Aim: Filter the records below down to lines containing "React".

Material for this task:
▬▬▬▬▬▬

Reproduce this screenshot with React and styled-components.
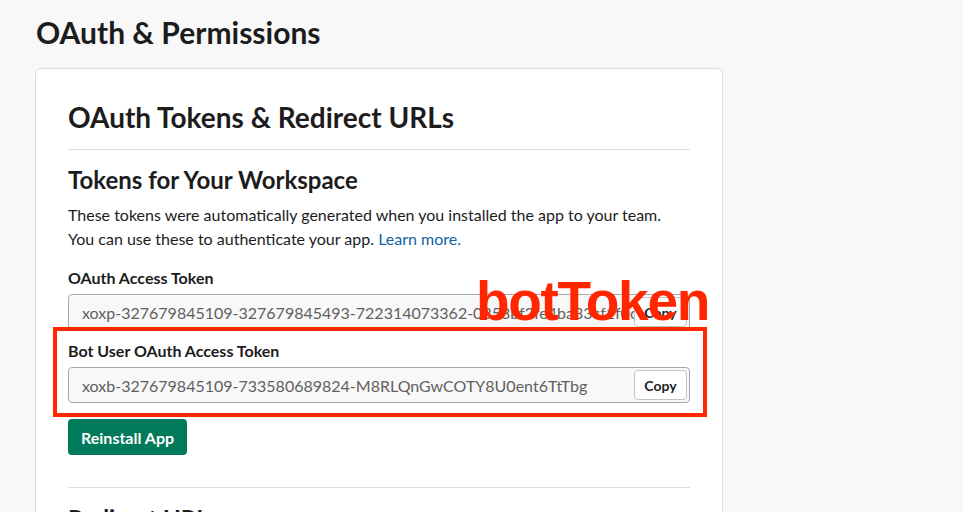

▬▬▬▬▬▬

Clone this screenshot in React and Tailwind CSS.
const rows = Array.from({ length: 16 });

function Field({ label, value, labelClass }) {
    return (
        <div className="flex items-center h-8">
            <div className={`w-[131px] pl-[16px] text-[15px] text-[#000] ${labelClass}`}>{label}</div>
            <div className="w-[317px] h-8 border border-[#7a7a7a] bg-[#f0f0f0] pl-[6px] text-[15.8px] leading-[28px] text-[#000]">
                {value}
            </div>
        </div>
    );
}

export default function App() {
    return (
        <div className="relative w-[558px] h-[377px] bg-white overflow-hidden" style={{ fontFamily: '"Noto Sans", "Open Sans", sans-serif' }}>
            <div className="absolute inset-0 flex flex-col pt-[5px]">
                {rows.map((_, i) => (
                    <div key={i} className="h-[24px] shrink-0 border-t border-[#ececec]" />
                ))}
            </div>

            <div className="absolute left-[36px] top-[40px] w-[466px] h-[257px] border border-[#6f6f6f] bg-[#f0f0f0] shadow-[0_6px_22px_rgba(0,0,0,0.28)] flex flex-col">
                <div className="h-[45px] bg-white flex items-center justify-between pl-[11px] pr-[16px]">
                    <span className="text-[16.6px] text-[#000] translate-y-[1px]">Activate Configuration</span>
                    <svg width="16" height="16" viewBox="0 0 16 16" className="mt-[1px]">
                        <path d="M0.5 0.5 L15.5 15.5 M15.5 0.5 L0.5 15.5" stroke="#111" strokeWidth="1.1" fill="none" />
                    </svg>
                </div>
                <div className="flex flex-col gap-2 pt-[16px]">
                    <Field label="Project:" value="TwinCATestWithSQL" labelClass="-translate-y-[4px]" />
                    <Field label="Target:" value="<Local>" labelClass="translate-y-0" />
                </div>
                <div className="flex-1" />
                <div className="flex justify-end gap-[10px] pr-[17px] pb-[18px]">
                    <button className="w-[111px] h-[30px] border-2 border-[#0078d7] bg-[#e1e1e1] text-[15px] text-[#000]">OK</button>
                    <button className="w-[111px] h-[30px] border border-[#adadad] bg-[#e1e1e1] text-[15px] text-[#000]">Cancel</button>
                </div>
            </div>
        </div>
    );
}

▬▬▬▬▬▬

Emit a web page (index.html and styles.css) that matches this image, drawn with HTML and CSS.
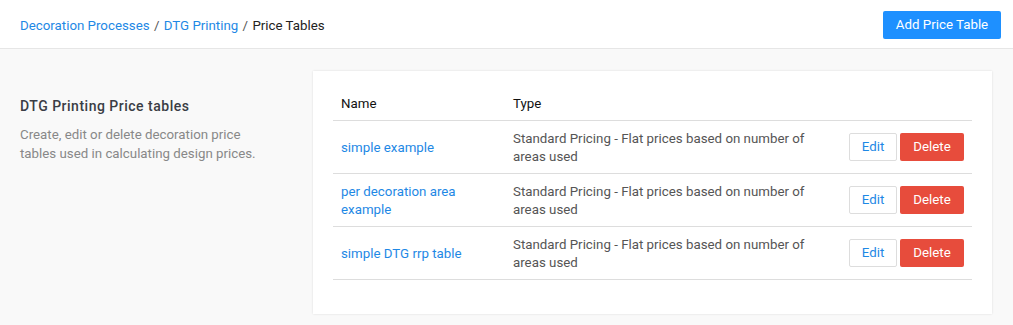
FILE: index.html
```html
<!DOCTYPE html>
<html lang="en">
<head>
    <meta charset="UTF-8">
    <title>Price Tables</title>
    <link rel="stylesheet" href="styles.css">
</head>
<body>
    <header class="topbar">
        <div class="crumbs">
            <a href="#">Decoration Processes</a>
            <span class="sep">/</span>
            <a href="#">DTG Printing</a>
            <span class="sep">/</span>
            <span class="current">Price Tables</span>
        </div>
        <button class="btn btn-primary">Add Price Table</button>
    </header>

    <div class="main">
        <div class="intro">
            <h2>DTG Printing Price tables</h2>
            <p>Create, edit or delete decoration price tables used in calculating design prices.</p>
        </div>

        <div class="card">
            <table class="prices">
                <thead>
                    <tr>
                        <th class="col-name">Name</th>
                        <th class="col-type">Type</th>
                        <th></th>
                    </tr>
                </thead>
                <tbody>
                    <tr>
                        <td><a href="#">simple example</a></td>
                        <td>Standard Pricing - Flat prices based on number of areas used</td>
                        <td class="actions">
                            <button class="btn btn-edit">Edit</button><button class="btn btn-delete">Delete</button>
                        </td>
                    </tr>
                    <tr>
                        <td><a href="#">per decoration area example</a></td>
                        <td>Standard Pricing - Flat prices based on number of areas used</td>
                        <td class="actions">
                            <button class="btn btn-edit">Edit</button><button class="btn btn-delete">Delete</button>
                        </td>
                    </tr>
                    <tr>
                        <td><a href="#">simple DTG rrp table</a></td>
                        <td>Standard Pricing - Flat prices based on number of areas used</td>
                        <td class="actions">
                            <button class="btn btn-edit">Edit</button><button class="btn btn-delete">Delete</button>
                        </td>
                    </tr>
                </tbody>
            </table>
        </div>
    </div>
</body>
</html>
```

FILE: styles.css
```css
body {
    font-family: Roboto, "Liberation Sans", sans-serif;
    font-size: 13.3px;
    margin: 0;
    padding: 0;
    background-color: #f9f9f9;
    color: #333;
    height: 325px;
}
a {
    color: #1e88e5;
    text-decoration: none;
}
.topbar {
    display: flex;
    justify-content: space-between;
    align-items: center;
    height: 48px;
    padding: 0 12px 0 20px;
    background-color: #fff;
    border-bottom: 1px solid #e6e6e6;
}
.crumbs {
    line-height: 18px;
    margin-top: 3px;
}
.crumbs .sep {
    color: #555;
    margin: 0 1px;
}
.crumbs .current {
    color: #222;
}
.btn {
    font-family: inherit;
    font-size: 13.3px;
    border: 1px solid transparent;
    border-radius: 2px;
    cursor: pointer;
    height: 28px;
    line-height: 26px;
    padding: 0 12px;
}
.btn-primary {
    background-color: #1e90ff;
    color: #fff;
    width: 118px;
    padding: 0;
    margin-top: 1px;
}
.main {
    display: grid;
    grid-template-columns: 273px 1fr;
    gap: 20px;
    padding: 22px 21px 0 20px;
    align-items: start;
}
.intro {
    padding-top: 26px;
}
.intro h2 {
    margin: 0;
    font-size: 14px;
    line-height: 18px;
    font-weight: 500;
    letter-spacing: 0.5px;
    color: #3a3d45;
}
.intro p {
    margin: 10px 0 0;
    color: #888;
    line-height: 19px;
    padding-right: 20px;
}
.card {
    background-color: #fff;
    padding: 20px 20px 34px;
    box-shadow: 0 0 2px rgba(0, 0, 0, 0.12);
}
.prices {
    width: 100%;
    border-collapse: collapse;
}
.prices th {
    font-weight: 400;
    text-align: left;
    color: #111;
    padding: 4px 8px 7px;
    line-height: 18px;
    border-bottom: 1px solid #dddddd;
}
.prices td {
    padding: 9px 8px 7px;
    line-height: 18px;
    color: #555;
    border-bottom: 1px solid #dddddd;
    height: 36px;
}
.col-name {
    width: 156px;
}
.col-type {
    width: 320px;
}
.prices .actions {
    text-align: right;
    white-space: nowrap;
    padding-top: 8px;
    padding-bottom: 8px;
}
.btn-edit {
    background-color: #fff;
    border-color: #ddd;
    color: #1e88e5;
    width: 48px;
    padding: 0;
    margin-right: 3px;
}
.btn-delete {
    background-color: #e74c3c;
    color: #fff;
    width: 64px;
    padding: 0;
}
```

▬▬▬▬▬▬

The reply:
Reproduce this screenshot with React and styled-components.
Clone this screenshot in React and Tailwind CSS.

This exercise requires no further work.